I think the big issue I have with Henry’s post is that “The Bundesbank”, “The CDU coalition government” and “Germany” are three entities[1] that can’t be assumed to speak for each other. It’s not at all obvious to me that the German political authorities agree with the Bundesbank’s opposition to the bond-buying scheme.

What we’re actually seeing here IMO is a re-setting of the status of the Bundesbank (as someone said on Twitter yesterday, “Hey Jens, how does it feel to have the same number of votes as the central bank f Cyprus?”). It ought to be, and increasingly is, the Eurosystem’s equivalent of the New York Fed – primus inter pares, but not having a veto or anything daft like that. Adjusting to having this status, and realising that the non-German population of Europe don’t regard it as somewhere between the Turkish Army and the Queen Mother, is a bit tough for them, and perhaps not enough effort has been spent on cooling out the mark.

[1] At minimum; assuming that Merkel and Schauble are on the same page also risky

20

dsquared 09.08.12 at 11:43 am

As for ultra posse nemo obligatur, I wonder why I don’t remember this coming up in the seemingly endless posts and comments on Graeber’s Debt. Did I just overlook it, or is it generally held to be invalid for a proletariat in extremis.

I think what you missed is that Greece, for example, is nowhere near “extremis”. Things are tough there, but not for example as tough as they were in England in the 1940s (bread rationing) and the standard of living is still nearly double all of its neighbours. That’s why staying in the euro has very high poll support and all mainstream political parties were in favour of remaining in the euro and not repudiating the debt. The main voices calling for “tell them to go to hell and relieve our epic suffering” were either non-Greek, or Greeks living outside Greece.

21

bert 09.08.12 at 1:37 pm

The James book sounds interesting.
Surely the main point to take from the Helmut Schmidt quote is not that there is an unstated principle of ultra posse in operation, which may lead to Germany pulling the plug. (After all, the same principle would presumably encourage a less hardline interpretation of conditionality as far as the peripheral members’ reform efforts are concerned.)
Rather, it’s that in the 1970s “one cannot write such a thing down”, whereas in 2012 Bundesbankers not only write it down, but also read out the statement for the television cameras. Schmidt is upholding constructive ambiguity as a tool of European statesmanship. By contrast, Weidmann, in insisting on his right to be explicit, is spreading uncertainty in a very different and possible very contentious way.

22

Adrian Kelleher 09.08.12 at 2:22 pm

@dsquared

Summarising your two posts:

I) Germany is not a monolith. Extrapolation based on statistical averages or party leadership positions unsound.

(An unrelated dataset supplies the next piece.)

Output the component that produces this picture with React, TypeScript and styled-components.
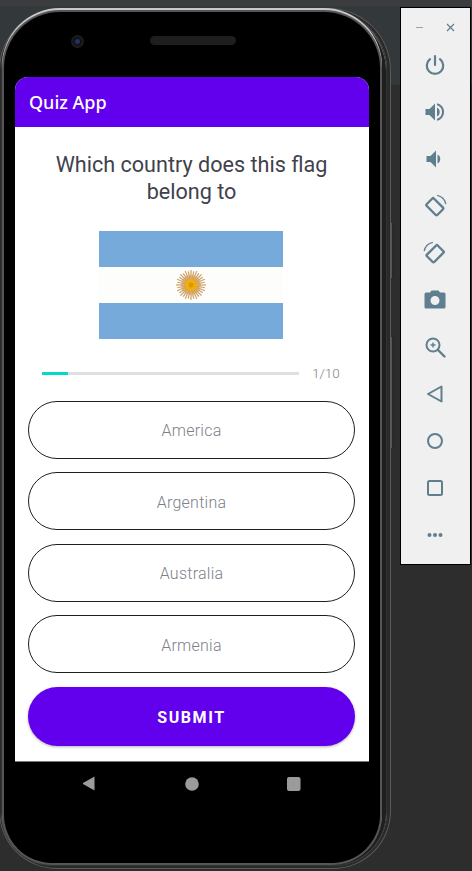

II) Greece is a monolith. Extrapolation based on statistical averages or party leadership positions sound.

23

William Timberman 09.08.12 at 3:29 pm

dsquared @ 19

You may very well have more insight into the conditions in Greece, and what Greeks themselves think about them than I do, but I’m not so sure that I trust your interpretation of the attitudes of people who appear to be voting with a gun to their heads. No doubt they are hoping that something can still be worked out, but it seems to me that this is more a prayer than a vote of confidence, much as is the case with people in the U.S. who cross their fingers and keep voting for Democrats.

24

rf 09.08.12 at 4:19 pm

“Mostly the public is just interested in low unemployment, strong wages and reliable pensions and if you can deliver that, all is well”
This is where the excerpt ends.